Sahara McCulley photo
Six weeks after a painful and frightening arm injury, Sahara was back to herself again. Image by Justin Torner, UI Office of Strategic Communications.

Alexa McCulley, of Marshalltown, Iowa, remembers getting the call that every parent fears: Her six-year-old daughter Sahara had fallen during an out-of-town trip to a trampoline park.

Sahara’s arm was swollen and appeared to be badly injured, so Alexa rushed her to University of Iowa Stead Family Children’s Hospital.

Sahara had a broken wrist, a fractured elbow, and a severe break in her left forearm. Within hours, orthopedic surgeon Brendan Patterson, MD, and his team placed pins to repair Sahara’s multiple bone fractures.

Six weeks later, Sahara was cast-free and back to playing with her twin sister and three older siblings.

The surgical expertise came with a level of care and personal attention that made the whole experience less traumatic—for Sahara and for her parents.

“The entire care team did such a good job of reassuring me and putting my mind at ease,” Alexa says. “Because they were there for me, I was able to keep a brave face throughout the process for my daughter.”

Skilled, compassionate care

From the moment Sahara arrived, UI Health Care staff took extra steps to ease her fears.

“We were seen in the emergency room in a matter of minutes, despite the fact that it was very full that day,” Alexa says. “They could see Sahara was uncomfortable and scared, and we did not have to wait at all.”

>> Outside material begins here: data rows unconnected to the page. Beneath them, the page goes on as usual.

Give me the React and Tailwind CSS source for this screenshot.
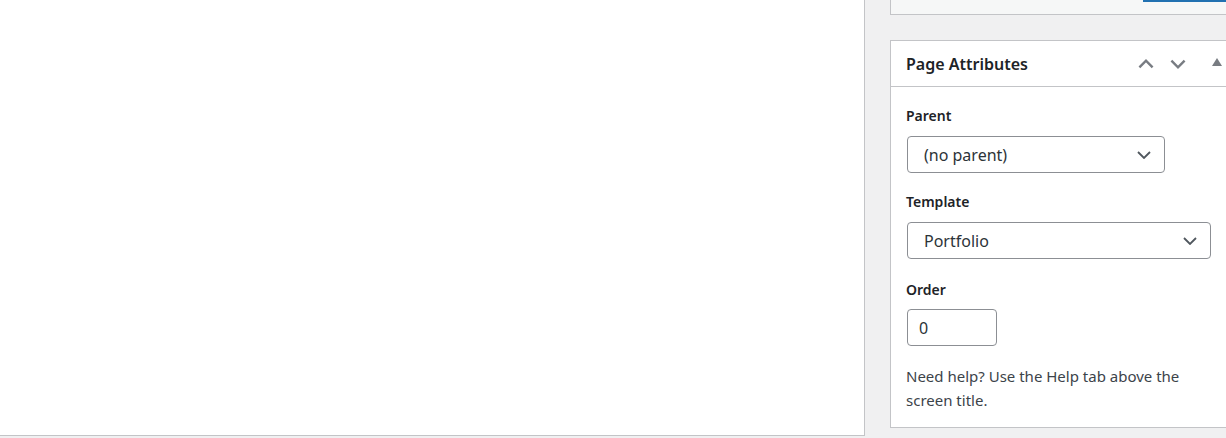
import React from 'react';

const font = { fontFamily: '"Noto Sans", "Open Sans", Arial, sans-serif' };

function Chevron({ up, className }) {
  return (
    <svg viewBox="0 0 20 20" className={className} fill="none" stroke="currentColor" strokeWidth="2.2">
      {up ? <path d="M4 13l6-6 6 6" /> : <path d="M4 7l6 6 6-6" />}
    </svg>
  );
}

function SelectBox({ value, width }) {
  return (
    <div className={`${width} h-[37px] mt-[10px] flex items-center justify-between pl-[16px] pr-[13px] border border-[#8c8f94] rounded-[4px] bg-white text-[16px] text-[#2c3338]`}>
      <span>{value}</span>
      <svg viewBox="0 0 14 8" className="w-[14px] h-[8px] text-[#50575e]" fill="none" stroke="currentColor" strokeWidth="1.8">
        <path d="M1 1l6 6 6-6" />
      </svg>
    </div>
  );
}

export default function App() {
  return (
    <div className="w-[1226px] h-[438px] bg-[#f0f0f1] flex overflow-hidden" style={font}>
      <div className="flex-none w-[865px] h-[436px] bg-white border-r border-b border-[#c3c4c7]" />

      <div className="flex-1 pl-[25px] overflow-hidden">
        {/* previous box, cut off at the top */}
        <div className="w-[380px] h-[15px] bg-[#f6f7f7] border-l border-b border-[#c3c4c7]">
          <div className="ml-[252px] h-[2px] bg-[#2271b1]" />
        </div>

        <div className="w-[380px] mt-[25px] bg-white border border-[#c3c4c7]">
          <div className="h-[46px] flex items-center border-b border-[#c3c4c7] pl-[15px]">
            <h2 className="text-[16px] font-semibold text-[#1d2327] w-[229px]">Page Attributes</h2>
            <Chevron up className="w-[22px] h-[22px] text-[#787c82]" />
            <Chevron className="w-[22px] h-[22px] text-[#787c82] ml-[10px]" />
            <svg viewBox="0 0 10 8" className="w-[10px] h-[8px] text-[#787c82] ml-[23px] -mt-[4px]" fill="currentColor">
              <path d="M5 0l5 8H0z" />
            </svg>
          </div>

          <div className="pl-[15px] pt-[19px] pb-[15px] text-[#1d2327]">
            <div className="h-[20px] leading-[20px] text-[14px] font-semibold">Parent</div>
            <div className="pl-px">
              <SelectBox value="(no parent)" width="w-[258px]" />
            </div>

            <div className="h-[20px] leading-[20px] text-[14px] font-semibold mt-[19px]">Template</div>
            <div className="pl-px">
              <SelectBox value="Portfolio" width="w-[304px]" />
            </div>

            <div className="h-[20px] leading-[20px] text-[14px] font-semibold mt-[21px]">Order</div>
            <div className="pl-px">
              <div className="w-[90px] h-[37px] mt-[9px] flex items-center pl-[11px] border border-[#8c8f94] rounded-[4px] text-[16px] text-[#2c3338]">0</div>
            </div>

            <p className="mt-[18px] w-[300px] text-[15px] leading-[24px] text-[#3c434a]">
              Need help? Use the Help tab above the screen title.
            </p>
          </div>
        </div>
      </div>
    </div>
  );
}
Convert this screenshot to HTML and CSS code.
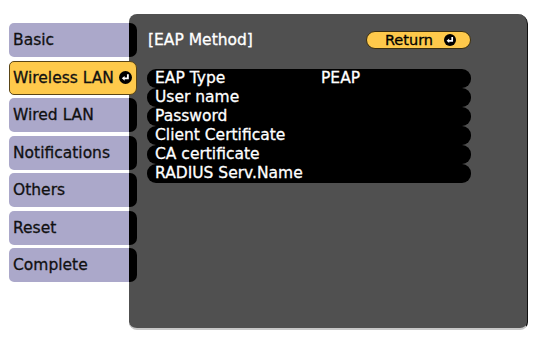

The skill and compassion of the team helped make every scary situation manageable. The imaging staff invited Alexa into the X-ray room to help maneuver Sahara’s arm properly. When an IV was inserted into Sahara’s arm, the staff expertly diverted her attention so she didn’t feel the pain.

“Her ER nurse was so good to her,” Alexa says. “She sat right on her bed and explained everything that she was doing and why they needed to do it. And then she would turn to me and ask if I had any questions.”

To help ease Sahara’s fears about the surgery, Alexa and her husband, Nate, were allowed to accompany their daughter to the surgical area and stay by her bedside as anesthesia was administered.

“Dr. Patterson was very calm and reassuring for us throughout the whole process,” Alexa says.

Sahara McCulley jumps on trampoline
To help ease Sahara's fears about the surgery, her parents were allowed to stay by her side until anesthesia was administered. Image by Justin Torner, UI Office of Strategic Communications.

Patterson and his team worked late into the night to complete the two-hour procedure.

“Before we were discharged the next day, he made an extra trip to our room to answer all my questions,” Alexa says. “I really appreciated that he had been up in the middle of the night operating and then took that extra time to reassure us about her care before we went home.”

Family-centered approach

When treating a child who has suffered a traumatic injury, Patterson tries to anticipate parents’ worries and questions so he can address them fully.

“I have kids,” he says. “I think, ‘What would I need from their doctor if I had a concern?’”

To help deliver that kind of reassuring care, Patterson relies on Mary Christopher, ARNP, whose dedication to helping the patients and families she encounters is an essential part of the healing process.

“She’s an invaluable member of the team,” Patterson says. “She works tirelessly to help make sure that all of our patients’ questions are answered before they leave the hospital.”

That kind of extra care touches lives and makes UI Stead Family Children’s Hospital such a special place for the families who need it.

“A lot of times, you get into situations where you go to the doctor, and it feels like you’re waiting forever and you’re never quite sure what’s going on,” Alexa says. “I never felt like that. I never felt like I was waiting, and I always knew what was happening.”